Thursday, April 30, 2015

Balsamic stir-fried vegetables

This recipe is inspired from my impatience and Karla’s delicious balsamic marinated mushroom and bell pepper sandwiches. To cut down the time between me and the tangy, delectable vegetables, I decided to use the marinade for making a stir fry. Since the marination time was omitted, I chopped the vegetables smaller to make sure they soak up the flavor from the sauce. Just like the previous recipe, any crunchy vegetables like carrots, broccoli, sugar snap peas etc. would work well in this recipe. 

image (9).jpeg

Ingredients: (Makes ~1.5 cups of stir fry)
~8 mini sweet peppers - seeded and julienned
½ cup shredded carrots
white/portobello mushrooms - sliced (need to check package size at walmart)
1 clove of garlic - chopped / 1 tsp garlic powder (optional)
½ tsp olive oil
salt (or a drizzle of soy sauce)
black pepper
toasted sesame seeds (optional)

For the Marinade
3 tbsp balsamic vinegar
1-2 tsp honey mustard (or other type of mustard)
½ tsp olive oil
lemon juice (optional) - Balsamic vinegar made it tart enough for me, so I didn't add any lemon juice, but if you like it more tangy, add lemon juice to taste.

image (7).jpeg

To make the marinade mix all the ingredients. If required, adjust the quantities as per your liking.

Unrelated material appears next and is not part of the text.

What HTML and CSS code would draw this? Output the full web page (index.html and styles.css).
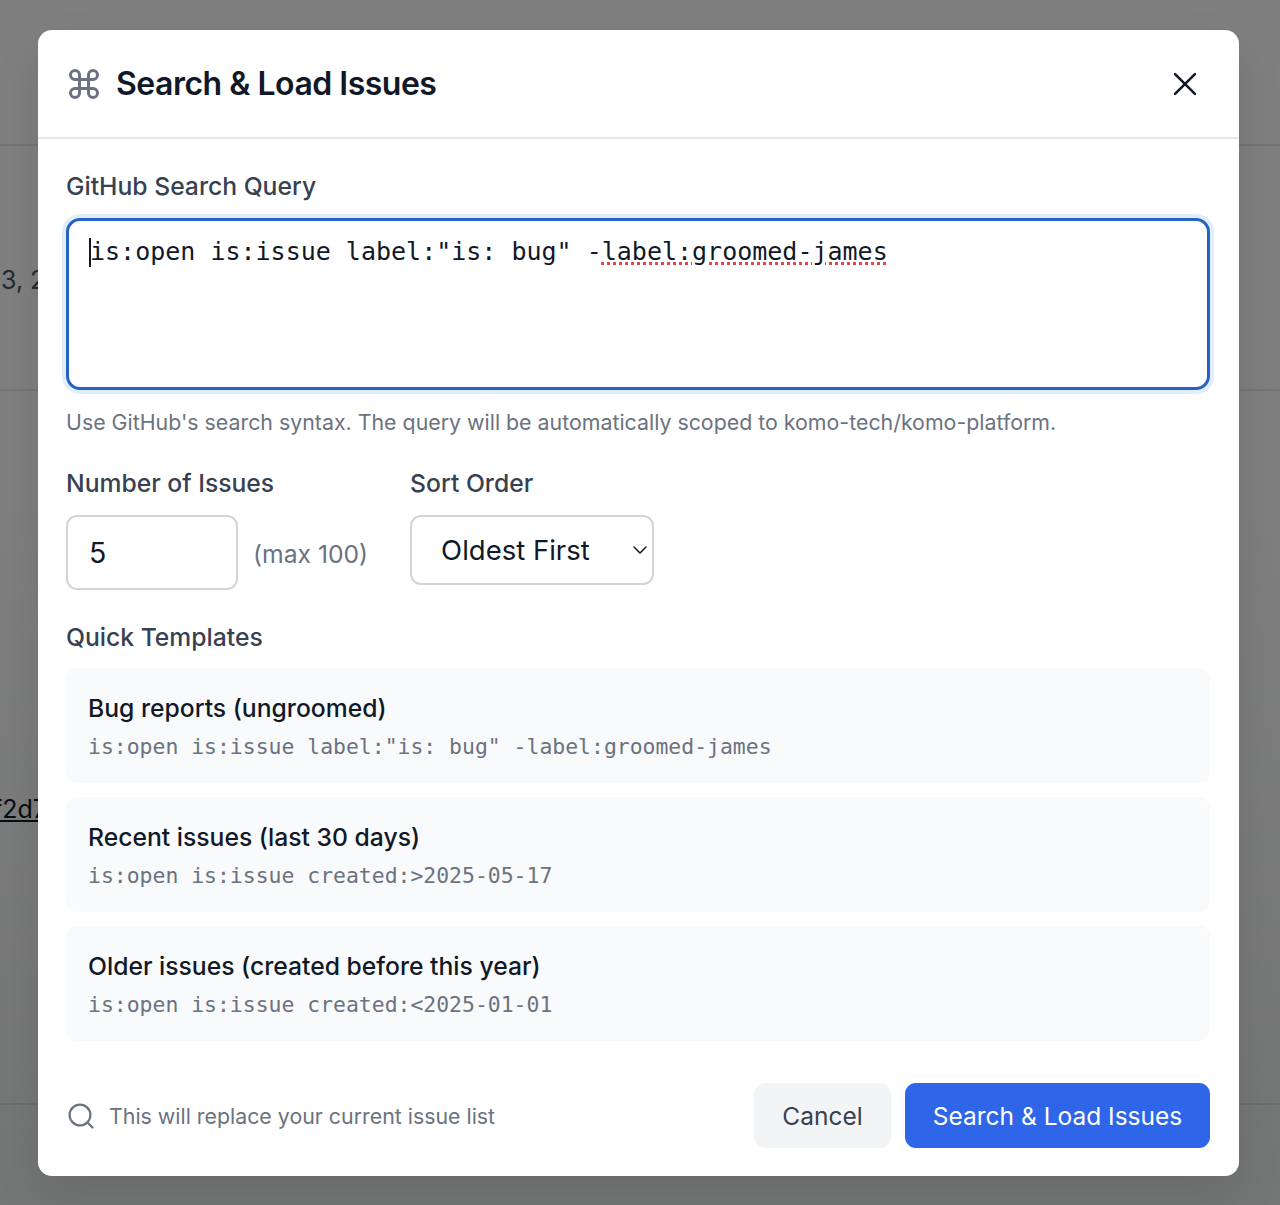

Saute the mushrooms and garlic with ½ tsp oil (just enough to prevent the mushrooms from sticking to the pan until they start sweating) over medium heat. Depending on how soft you like your carrots you can add them while the liquid from mushrooms is reducing. To keep the crunch in the peppers, add them when most of the liquid has evaporated. Add about 2 tbsp of the marinade. Season with salt/soy sauce and pepper. Keep cooking over medium high heat stirring occasionally, for a few more minutes, until the liquid evaporates and the veggies get a little charred (but not burned!). Mix in toasted sesame seeds and take pan off the heat.

Serving suggestions: 
  1. Serve as is with the remaining marinade drizzled on top. 

image (10).jpeg 

  1. Make a delicious sandwich! - I used mini ciabatta rolls, spread a little bit of the marinade on one side, topped with a couple pieces of lettuce, a simple chive omelette, and the crunchy stir fried vegetables - so many different textures!

image (11).jpeg
image (13).jpeg

These little colorful sandwiches are packed with a lot of flavor. This is definitely my favorite way of eating the vegetable stir-fry.